Chile de Arbol

Going to make some more pain rustique today with poolish made last night. After 14 hours, I put the poolish in the fridge as I had errands to run this morning. But as I learned last time, that radically reduces the temperature of the preferment so when added to the dough I’m getting a dough temperature of 60 degrees. I need 77.5 degrees.

So I attempted to raise the temperature by putting the bowl outside. After about 2 minutes, the dough temperature move from 60 to 77. I brought the bowl back inside, in fear that it would get too hot. As a result, the dough temperature lowered again back to 73.

The initial plan was to substitute garlic with shallots. I saw a bag of shallots next to bags of garlic last night at the grocery store and I thought it looked like a head of garlic but bigger and that perhaps it might be a fun alternative. Although, shallots are significantly more expensive than garlic.

As it turns out, shallots are more like onions than they are like garlic. As such, I wasn’t sure how to integrate it into the bread. Therefore I scrapped that idea, and went with a head of garlic. Before being peeled, an average head of garlic weighs around 40 grams. After peeling it, it weighs 30 grams. After the garlic is pressed, that is further reduced to 17.3 grams.

Today, rather than using chiltepin, I’m going to experiment with a much cheaper alternative: chile del arbol. Chiltepin has 50,000 to 100,000 Scoville units. Whereas Chile Del Arbol has 15,000 to 30,000 Scoville units. To compensate, I’m going to use twice as much Chile to see if that will put us in the same ballpark regarding heat.

After 40 minutes of autolyse, the dough is still too cold, dropping to 67. I out it back outside.

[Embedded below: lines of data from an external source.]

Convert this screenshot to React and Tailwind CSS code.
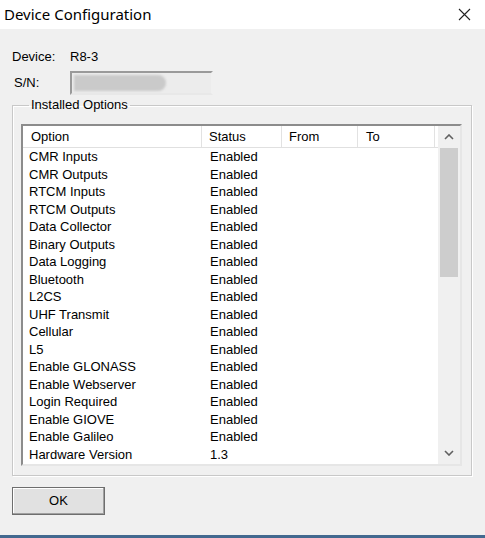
import React from 'react';

const OPTIONS = [
  ['CMR Inputs', 'Enabled'],
  ['CMR Outputs', 'Enabled'],
  ['RTCM Inputs', 'Enabled'],
  ['RTCM Outputs', 'Enabled'],
  ['Data Collector', 'Enabled'],
  ['Binary Outputs', 'Enabled'],
  ['Data Logging', 'Enabled'],
  ['Bluetooth', 'Enabled'],
  ['L2CS', 'Enabled'],
  ['UHF Transmit', 'Enabled'],
  ['Cellular', 'Enabled'],
  ['L5', 'Enabled'],
  ['Enable GLONASS', 'Enabled'],
  ['Enable Webserver', 'Enabled'],
  ['Login Required', 'Enabled'],
  ['Enable GIOVE', 'Enabled'],
  ['Enable Galileo', 'Enabled'],
  ['Hardware Version', '1.3'],
];

const Chevron = ({ up }) => (
  <svg width="10" height="6" viewBox="0 0 10 6">
    <polyline
      points={up ? '1,5 5,1 9,5' : '1,1 5,5 9,1'}
      fill="none"
      stroke="#606060"
      strokeWidth="1.6"
    />
  </svg>
);

export default function App() {
  return (
    <div className="w-[485px] h-[538px] flex flex-col bg-[#f0f0f0] text-black font-['Liberation_Sans',sans-serif] text-[13px] overflow-hidden">
      {/* title bar */}
      <div className="h-[29px] bg-white flex items-center justify-between pl-[4px] pr-[14px]">
        <span className="text-[15px] font-['Noto_Sans',sans-serif]">Device Configuration</span>
        <svg width="13" height="13" viewBox="0 0 13 13">
          <path d="M1 1 L12 12 M12 1 L1 12" stroke="#222" strokeWidth="1.1" />
        </svg>
      </div>

      <div className="flex-1 px-[12px] pt-[19px]">
        <div className="flex items-center h-[18px]">
          <span className="w-[58px]">Device:</span>
          <span>R8-3</span>
        </div>
        <div className="flex items-center mt-[5px] h-[24px]">
          <span className="w-[58px] pl-[2px]">S/N:</span>
          <div className="w-[143px] h-[24px] border-2 border-t-[#9a9a9a] border-l-[#9a9a9a] border-r-[#f0f0f0] border-b-[#e8e8e8] bg-[#ececec] flex items-center px-[2px]">
            <div className="w-[92px] h-[16px] rounded-r-[8px] bg-[#cacaca] blur-[1px]" />
          </div>
        </div>

        <fieldset className="mt-[2px] w-[460px] h-[379px] border border-[#c8c8c8] shadow-[inset_1px_1px_0_#ffffff,1px_1px_0_#ffffff] px-[8px] pt-[11px]">
          <legend className="ml-[8px] px-[2px] leading-[16px]">Installed Options</legend>
          <div className="w-[441px] h-[342px] border-2 border-t-[#8c8c8c] border-l-[#8c8c8c] border-r-[#e6e6e6] border-b-[#e6e6e6] bg-white flex">
            <div className="flex-1 flex flex-col">
              <div className="h-[22px] flex border-b border-[#e0e0e0] shrink-0">
                <div className="w-[179px] pl-[8px] flex items-center border-r border-[#e2e2e2]">Option</div>
                <div className="w-[80px] pl-[7px] flex items-center border-r border-[#e2e2e2]">Status</div>
                <div className="w-[76px] pl-[7px] flex items-center border-r border-[#e2e2e2]">From</div>
                <div className="w-[77px] pl-[8px] flex items-center border-r border-[#e2e2e2]">To</div>
              </div>
              <div>
                {OPTIONS.map(([name, status]) => (
                  <div key={name} className="h-[17.5px] flex items-center">
                    <span className="w-[179px] pl-[6px]">{name}</span>
                    <span className="pl-[8px]">{status}</span>
                  </div>
                ))}
              </div>
            </div>
            <div className="w-[22px] bg-[#f0f0f0] flex flex-col">
              <div className="h-[22px] flex items-center justify-center">
                <Chevron up />
              </div>
              <div className="flex-1 px-[2px]">
                <div className="h-[129px] bg-[#cdcdcd]" />
              </div>
              <div className="h-[22px] flex items-center justify-center">
                <Chevron />
              </div>
            </div>
          </div>
        </fieldset>

        <button className="mt-[11px] w-[93px] h-[28px] bg-[#e1e1e1] border border-[#6e6e6e] shadow-[inset_-1px_-1px_0_#a0a0a0,inset_1px_1px_0_#ffffff] flex items-center justify-center">
          OK
        </button>
      </div>
      <div className="h-[3px] bg-[#43698f]" />
    </div>
  );
}
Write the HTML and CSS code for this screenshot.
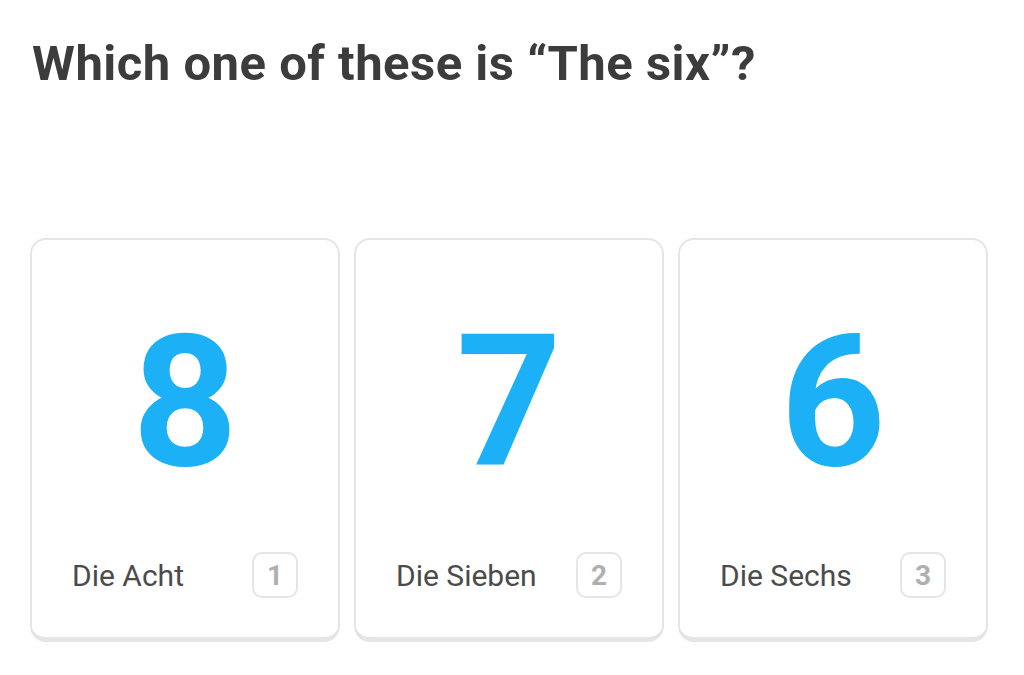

The surface temperature outside is over a hundred twenty degrees, so you wouldn’t think it needs to sit outside for very long.

My autolyse was an hour, before adding ingredients. 40 grams of chile might be far too much.

After the initial mix, the door was looking really good and the dough temperature is just about perfect.

Something came up unexpectedly between the final stretch and pull and final ferment, a delay of maybe 10 to 15 minutes. I’m hoping that does not create a problem.

In she goes.

50 minutes later:

This bread was barely edible it is so incredibly hot. My eyes were watering and my mouth scortched. This will probably appeal to a beer-drinking context with guys that like it really hot. The pepper itself has a smokey taste and it a nice distinctive to chiltepin. The bread turned a darker hue, somewhat reddish.